Latest update February 10th, 2025 2:25 PM
Dec 18, 2009 Features / Columnists, Peeping Tom
How does one lift the level of discourse about historical revisionism without resorting to attacks about who is a propagandist, who is trying to ingratiate oneself with the PPP, who needs psychiatric help and who hides behind a mask?
One can at least begin to avoid these pitfalls by accepting that political revisionism is fraught with controversy and prone to suspicion.
Political revisionism is not readily acceptable since it breaks down age-old assumptions, much of which have directed the lives of countless citizens, movements and parties. While, however, it is never easy to accept that a particular narrative of our history has been wrong all along, great care must be taken in assessing narratives which revise history.
Colonialism and imperialism had their own narratives. In the struggle for liberation and independence, a counter narrative emerged, one that threatened and challenged the stability of colonial rule and questioned its moral, economic and social underpinnings.
Cheddi Jagan helped to forge that anti-colonial and anti-imperialist counter narrative in Guyana, using as his weapon the ideology of socialism. Before him, there were those that created their own narratives, one that involved competition for social and economic space, and for greater representation within the legislative assembly.
The narratives have continued onto the present day. From anti-imperialism we have moved to other narratives, some pitted against the others and some in support of others. Inevitably, each epoch is defined by the narrative that prevails. However, the narrative which has been prevailed over never fades away, but always finds ways and means of becoming resurgent again.

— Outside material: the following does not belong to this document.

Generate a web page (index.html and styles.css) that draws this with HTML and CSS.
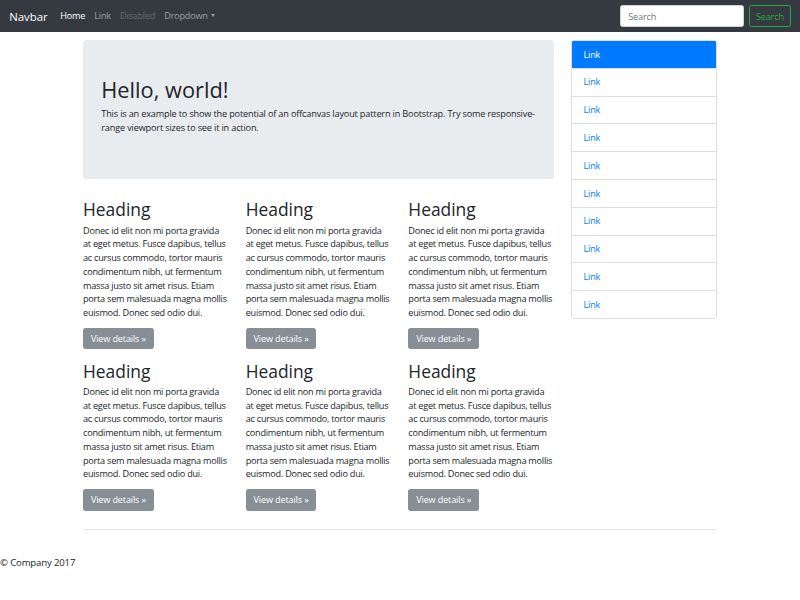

A good example in the United States is the “Rocky” film series which speaks to the heroism of the American serviceman. This has helped to reshape the American psyche, painting its soldiers as heroes and victims of an establishment that betrayed these brave men and women. What better way for the Americans to save face after the humiliations of Vietnam!
In the writings of V.S. Naipaul, to use another example, we find a resurgence of the imperial idea, one in which the freed colony becomes disordered and chaotic, lacking men of ability and talent to undertake the task of governance, lacking in accomplishments and paling in the face of the great civilizations of Europe. Naipaul’s work evokes a central idea similar to Conrad’s, and that is, that the former colonized cannot do without their imperial masters; it is a counter narrative to the narrative that influenced the independence movement.
Ever since the PPP returned to power in 1992 we have had other narratives. And in some of these counter narratives we see a harking back to former “glory days”. Just recently, one individual was on national television speaking about the glorious civilization created by the PNC under Burnham and how the welcoming spirit of his people have been taken advantage of by others. This strikes a similar chord to the narratives of the late Ronald Waddell, who had spoken about interlopers.
Then we have those who are creating the narratives of the redeeming features of the colonial rule and the possibilities of real change within the plantation system in Guyana, a narrative that highlights the accomplishments of an individual over and above that of the ideology, which operated at another level to instigate change.
The seed of an idea is being allowed to germinate: the idea that as bad as the colonial system was, there were good men and women who made a difference. Again, this is in the mould of Conrad who, while criticizing the effects of empire on the colonized, was sure to emphasize that the colonized cannot do without the empire.
Much of the revisionist theories that are now infiltrating political and public discourse in Guyana stem not from the limited categorization that Dev wishes to offer i.e. either constructive or negative narratives. Rather, they stem from a revival of narratives that have not been totally discredited and thus in certain circumstances can find fertile ground in wish to mushroom.
Today, the notion of the PPP as a great party which fought for freedom in Guyana and which caused the powers of imperialism to tremble, is being threatened by a counter narrative of Cheddi Jagan as someone who was “highly flawed’; the PPP as a party which has brought social progress to Guyana is being countered by the narrative that it is more corrupt that the PNC and is an elected dictatorship.
Dev’s typology of constructive and negative narratives therefore needs reexamination. For one fundamental reason: his categories are subjective and value-laden. How does he fit the various narratives into these categories? Is it by outcome or by validity, and how does one determine the latter? By what measure does he decide what is constructive and what is not?
If one believes that there is such a thing as reality, then one must accept that there must be something called objective reality. However since this reality is only perceived and is perceived in different ways by different folks, then what may be objective truth to one individual may be objective fiction to another. The central hurdle to an assessment of these counter narratives is therefore the task of emerging with a framework of analyzing the validity of each narrative.
For without this framework, the debate will be reduced, and has already been reduced, to blind men fighting over something which may not exist and in the process tumbling over each other in a never- ending joust. For if narratives are the lenses, through which we interpret reality, then objective truth will always lie beyond our reach and the debate about who is right and who is wrong will be an exercise in futility.